Con il primo motivo di ricorso, l’amministrazione denuncia il valore preclusivo al rimborso dall’avvenuta presentazione da parte del contribuente dell’istanza di condono ai sensi della L. n. 289 del 2002, artt. 7 e 9. Il motivo è fondato. Questa Corte, rilevato che le questioni relative all’applicazione del condono, pur non risolvendosi interamente nei problemi processuali, partecipano anche di tale natura e sono, perciò, rilevabili d’ufficio, senza che occorra una specifica proposizione ad opera della parte interessata a farle valere (Cass. n. 25239 del 2007 in motivazione), ha affermato il seguente principio: “In tema di condono fiscale e con riferimento alla definizione automatica prevista dalla L. 27 dicembre 2002, n. 289, art. 9 la presentazione della relativa istanza preclude al contribuente ogni possibilità di rimborso per le annualità d’imposta definite in via agevolata, ivi compreso il rimborso di imposte asseritamente inapplicabili per assenza del relativo presupposto (nella specie, IRAP): il condono, infatti, in quanto volto a definire “transattivamente” la controversia in ordine all’esistenza di tale presupposto, pone il contribuente di fronte ad una libera scelta tra trattamenti distinti e che non si intersecano tra loro, ovverosia coltivare la controversia nei modi ordinari, conseguendo se del caso il rimborso delle somme indebitamente pagate, oppure corrispondere quanto dovuto per la definizione agevolata, ma senza possibilità di riflessi o interferenze con quanto eventualmente già corrisposto in via ordinaria (Cass. nn. 3682 e 6504 del 2007). Inoltre: In tema di condono fiscale e con riferimento alla definizione automatica prevista dalla L. n. 289 del 2002, art. 9 l’esercizio della facoltà di ottenere la chiusura delle liti fiscali pendenti, pagando una somma correlata al valore della causa, produce un effetto estintivo del giudizio, che opera anche in relazione alle domande giudiziali riguardanti le richieste di rimborso d’imposta (nella specie, IRAP), con la conseguenza che l’intervenuta proposizione della relativa istanza, palesandosi come questione officiosa, di ordine pubblico, deve essere rilevata d’ufficio dal giudice prima di ogni altra (Cass. n. 25239 del 2007).

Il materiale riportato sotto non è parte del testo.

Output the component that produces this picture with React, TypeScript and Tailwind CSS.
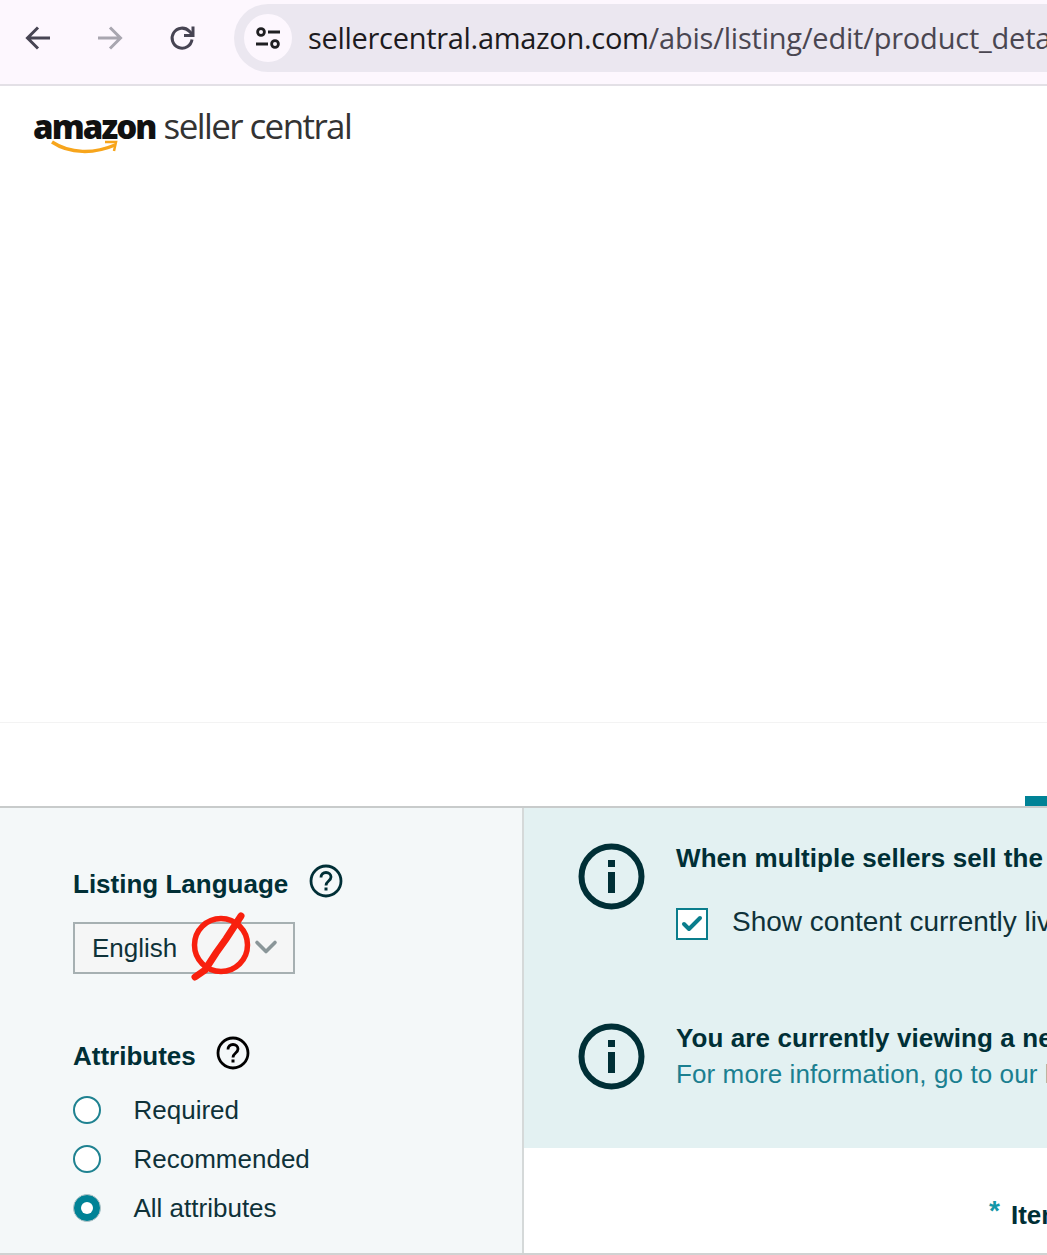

Resta assorbito il secondo motivo di ricorso attinente al merito del diritto al rimborso.

Deve essere, pertanto, accolto il primo motivo di ricorso, assorbito il secondo, e la sentenza impugnata deve essere cassata senza rinvio in quanto il processo non poteva proseguire essendo venuta meno, in ragione del condono, la materia del contendere. La novità della questione giustifica la compensazione delle spese dell’intero giudizio.

P.Q.M.

LA CORTE SUPREMA DI CASSAZIONE Dichiara inammissibile il ricorso del Ministero dell’Economia e delle Finanze e compensa le spese. Accoglie il primo motivo del ricorso dell’Agenzia delle Entrate, assorbito il secondo, cassa la sentenza impugnata senza rinvio. Compensa le spese dell’intero giudizio.

Così deciso in Roma, nella Camera di Consiglio, il 9 giugno 2011.